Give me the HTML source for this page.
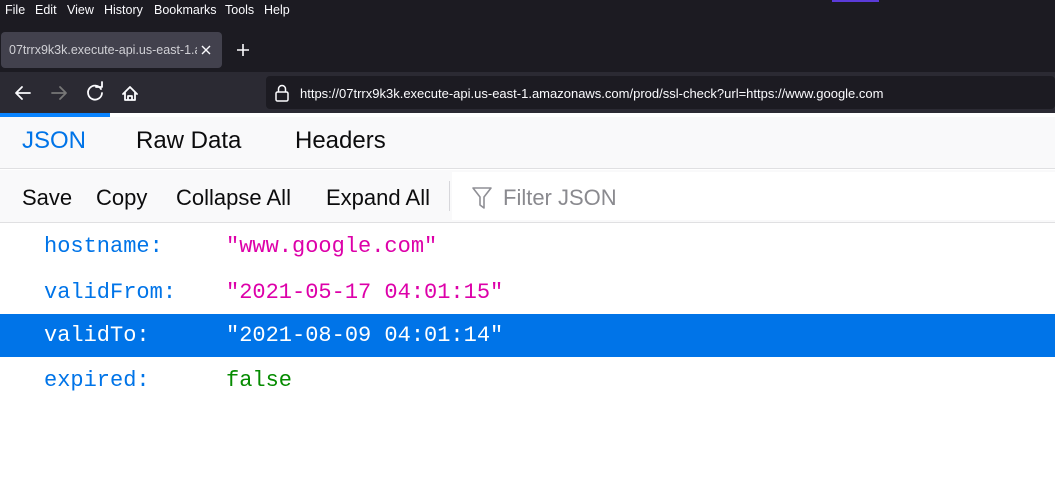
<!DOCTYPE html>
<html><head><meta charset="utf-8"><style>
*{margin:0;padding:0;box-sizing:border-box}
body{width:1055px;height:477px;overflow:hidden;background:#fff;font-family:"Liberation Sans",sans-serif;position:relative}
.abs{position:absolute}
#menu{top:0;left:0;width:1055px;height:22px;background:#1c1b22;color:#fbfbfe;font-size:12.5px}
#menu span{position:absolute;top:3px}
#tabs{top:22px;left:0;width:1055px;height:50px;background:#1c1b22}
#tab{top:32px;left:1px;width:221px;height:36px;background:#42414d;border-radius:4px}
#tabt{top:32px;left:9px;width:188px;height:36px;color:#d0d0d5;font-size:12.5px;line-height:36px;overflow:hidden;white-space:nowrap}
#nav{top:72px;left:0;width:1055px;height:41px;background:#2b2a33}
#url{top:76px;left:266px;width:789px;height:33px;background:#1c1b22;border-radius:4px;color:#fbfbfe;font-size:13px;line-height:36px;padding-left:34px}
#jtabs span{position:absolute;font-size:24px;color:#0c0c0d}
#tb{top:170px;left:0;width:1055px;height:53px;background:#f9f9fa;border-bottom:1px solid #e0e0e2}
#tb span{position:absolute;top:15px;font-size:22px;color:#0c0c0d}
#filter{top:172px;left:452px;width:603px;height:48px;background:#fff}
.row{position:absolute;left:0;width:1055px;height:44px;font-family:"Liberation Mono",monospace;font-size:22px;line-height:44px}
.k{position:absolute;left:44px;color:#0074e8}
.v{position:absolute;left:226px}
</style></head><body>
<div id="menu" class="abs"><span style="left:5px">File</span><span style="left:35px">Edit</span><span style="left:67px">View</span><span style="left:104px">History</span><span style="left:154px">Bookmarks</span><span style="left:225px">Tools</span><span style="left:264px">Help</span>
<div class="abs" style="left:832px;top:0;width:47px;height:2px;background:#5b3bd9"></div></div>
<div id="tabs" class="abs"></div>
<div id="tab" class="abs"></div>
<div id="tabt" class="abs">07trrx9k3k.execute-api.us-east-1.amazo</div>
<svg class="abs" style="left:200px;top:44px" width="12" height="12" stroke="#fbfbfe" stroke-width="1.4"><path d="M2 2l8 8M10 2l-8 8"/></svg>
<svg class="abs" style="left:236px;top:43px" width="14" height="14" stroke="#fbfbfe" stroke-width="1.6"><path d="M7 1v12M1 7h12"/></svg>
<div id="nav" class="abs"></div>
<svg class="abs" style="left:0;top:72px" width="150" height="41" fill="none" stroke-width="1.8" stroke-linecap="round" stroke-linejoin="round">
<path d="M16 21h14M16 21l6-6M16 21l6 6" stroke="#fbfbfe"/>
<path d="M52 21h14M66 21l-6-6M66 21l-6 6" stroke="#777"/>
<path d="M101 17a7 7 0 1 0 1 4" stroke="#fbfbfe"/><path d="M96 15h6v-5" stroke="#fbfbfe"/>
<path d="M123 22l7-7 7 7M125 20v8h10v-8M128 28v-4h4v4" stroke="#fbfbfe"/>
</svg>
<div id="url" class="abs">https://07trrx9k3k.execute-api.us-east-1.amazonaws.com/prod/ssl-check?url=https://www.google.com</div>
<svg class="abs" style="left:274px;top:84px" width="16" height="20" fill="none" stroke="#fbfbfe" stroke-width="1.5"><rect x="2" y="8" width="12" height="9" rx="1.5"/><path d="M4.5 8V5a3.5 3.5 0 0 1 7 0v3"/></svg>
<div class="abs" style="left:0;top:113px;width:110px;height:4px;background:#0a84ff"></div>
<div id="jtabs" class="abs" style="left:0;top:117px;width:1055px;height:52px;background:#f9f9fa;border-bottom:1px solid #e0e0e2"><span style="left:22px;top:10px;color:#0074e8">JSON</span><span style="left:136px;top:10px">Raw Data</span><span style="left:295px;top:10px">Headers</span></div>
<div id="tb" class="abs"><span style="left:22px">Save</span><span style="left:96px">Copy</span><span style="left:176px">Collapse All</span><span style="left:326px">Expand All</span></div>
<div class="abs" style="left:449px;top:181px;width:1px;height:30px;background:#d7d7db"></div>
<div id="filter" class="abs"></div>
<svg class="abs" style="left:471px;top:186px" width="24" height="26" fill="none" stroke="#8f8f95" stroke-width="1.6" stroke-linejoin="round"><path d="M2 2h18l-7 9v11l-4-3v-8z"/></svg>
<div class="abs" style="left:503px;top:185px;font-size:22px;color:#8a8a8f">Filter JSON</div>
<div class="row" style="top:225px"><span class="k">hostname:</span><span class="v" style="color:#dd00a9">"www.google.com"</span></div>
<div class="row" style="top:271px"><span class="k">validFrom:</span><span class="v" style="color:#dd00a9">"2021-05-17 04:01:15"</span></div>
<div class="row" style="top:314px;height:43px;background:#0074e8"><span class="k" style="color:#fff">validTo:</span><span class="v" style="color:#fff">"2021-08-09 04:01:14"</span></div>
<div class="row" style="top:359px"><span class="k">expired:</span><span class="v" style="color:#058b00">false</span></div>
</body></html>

WHAT IS ASKED: Transcribe all of the material exactly, leaving out whatever pictures it contains.

ANSWER FOR THE TASK:
Give me the HTML source for this page.
<!DOCTYPE html>
<html><head><meta charset="utf-8"><style>
*{margin:0;padding:0;box-sizing:border-box}
body{width:1055px;height:477px;overflow:hidden;background:#fff;font-family:"Liberation Sans",sans-serif;position:relative}
.abs{position:absolute}
#menu{top:0;left:0;width:1055px;height:22px;background:#1c1b22;color:#fbfbfe;font-size:12.5px}
#menu span{position:absolute;top:3px}
#tabs{top:22px;left:0;width:1055px;height:50px;background:#1c1b22}
#tab{top:32px;left:1px;width:221px;height:36px;background:#42414d;border-radius:4px}
#tabt{top:32px;left:9px;width:188px;height:36px;color:#d0d0d5;font-size:12.5px;line-height:36px;overflow:hidden;white-space:nowrap}
#nav{top:72px;left:0;width:1055px;height:41px;background:#2b2a33}
#url{top:76px;left:266px;width:789px;height:33px;background:#1c1b22;border-radius:4px;color:#fbfbfe;font-size:13px;line-height:36px;padding-left:34px}
#jtabs span{position:absolute;font-size:24px;color:#0c0c0d}
#tb{top:170px;left:0;width:1055px;height:53px;background:#f9f9fa;border-bottom:1px solid #e0e0e2}
#tb span{position:absolute;top:15px;font-size:22px;color:#0c0c0d}
#filter{top:172px;left:452px;width:603px;height:48px;background:#fff}
.row{position:absolute;left:0;width:1055px;height:44px;font-family:"Liberation Mono",monospace;font-size:22px;line-height:44px}
.k{position:absolute;left:44px;color:#0074e8}
.v{position:absolute;left:226px}
</style></head><body>
<div id="menu" class="abs"><span style="left:5px">File</span><span style="left:35px">Edit</span><span style="left:67px">View</span><span style="left:104px">History</span><span style="left:154px">Bookmarks</span><span style="left:225px">Tools</span><span style="left:264px">Help</span>
<div class="abs" style="left:832px;top:0;width:47px;height:2px;background:#5b3bd9"></div></div>
<div id="tabs" class="abs"></div>
<div id="tab" class="abs"></div>
<div id="tabt" class="abs">07trrx9k3k.execute-api.us-east-1.amazo</div>
<svg class="abs" style="left:200px;top:44px" width="12" height="12" stroke="#fbfbfe" stroke-width="1.4"><path d="M2 2l8 8M10 2l-8 8"/></svg>
<svg class="abs" style="left:236px;top:43px" width="14" height="14" stroke="#fbfbfe" stroke-width="1.6"><path d="M7 1v12M1 7h12"/></svg>
<div id="nav" class="abs"></div>
<svg class="abs" style="left:0;top:72px" width="150" height="41" fill="none" stroke-width="1.8" stroke-linecap="round" stroke-linejoin="round">
<path d="M16 21h14M16 21l6-6M16 21l6 6" stroke="#fbfbfe"/>
<path d="M52 21h14M66 21l-6-6M66 21l-6 6" stroke="#777"/>
<path d="M101 17a7 7 0 1 0 1 4" stroke="#fbfbfe"/><path d="M96 15h6v-5" stroke="#fbfbfe"/>
<path d="M123 22l7-7 7 7M125 20v8h10v-8M128 28v-4h4v4" stroke="#fbfbfe"/>
</svg>
<div id="url" class="abs">https://07trrx9k3k.execute-api.us-east-1.amazonaws.com/prod/ssl-check?url=https://www.google.com</div>
<svg class="abs" style="left:274px;top:84px" width="16" height="20" fill="none" stroke="#fbfbfe" stroke-width="1.5"><rect x="2" y="8" width="12" height="9" rx="1.5"/><path d="M4.5 8V5a3.5 3.5 0 0 1 7 0v3"/></svg>
<div class="abs" style="left:0;top:113px;width:110px;height:4px;background:#0a84ff"></div>
<div id="jtabs" class="abs" style="left:0;top:117px;width:1055px;height:52px;background:#f9f9fa;border-bottom:1px solid #e0e0e2"><span style="left:22px;top:10px;color:#0074e8">JSON</span><span style="left:136px;top:10px">Raw Data</span><span style="left:295px;top:10px">Headers</span></div>
<div id="tb" class="abs"><span style="left:22px">Save</span><span style="left:96px">Copy</span><span style="left:176px">Collapse All</span><span style="left:326px">Expand All</span></div>
<div class="abs" style="left:449px;top:181px;width:1px;height:30px;background:#d7d7db"></div>
<div id="filter" class="abs"></div>
<svg class="abs" style="left:471px;top:186px" width="24" height="26" fill="none" stroke="#8f8f95" stroke-width="1.6" stroke-linejoin="round"><path d="M2 2h18l-7 9v11l-4-3v-8z"/></svg>
<div class="abs" style="left:503px;top:185px;font-size:22px;color:#8a8a8f">Filter JSON</div>
<div class="row" style="top:225px"><span class="k">hostname:</span><span class="v" style="color:#dd00a9">"www.google.com"</span></div>
<div class="row" style="top:271px"><span class="k">validFrom:</span><span class="v" style="color:#dd00a9">"2021-05-17 04:01:15"</span></div>
<div class="row" style="top:314px;height:43px;background:#0074e8"><span class="k" style="color:#fff">validTo:</span><span class="v" style="color:#fff">"2021-08-09 04:01:14"</span></div>
<div class="row" style="top:359px"><span class="k">expired:</span><span class="v" style="color:#058b00">false</span></div>
</body></html>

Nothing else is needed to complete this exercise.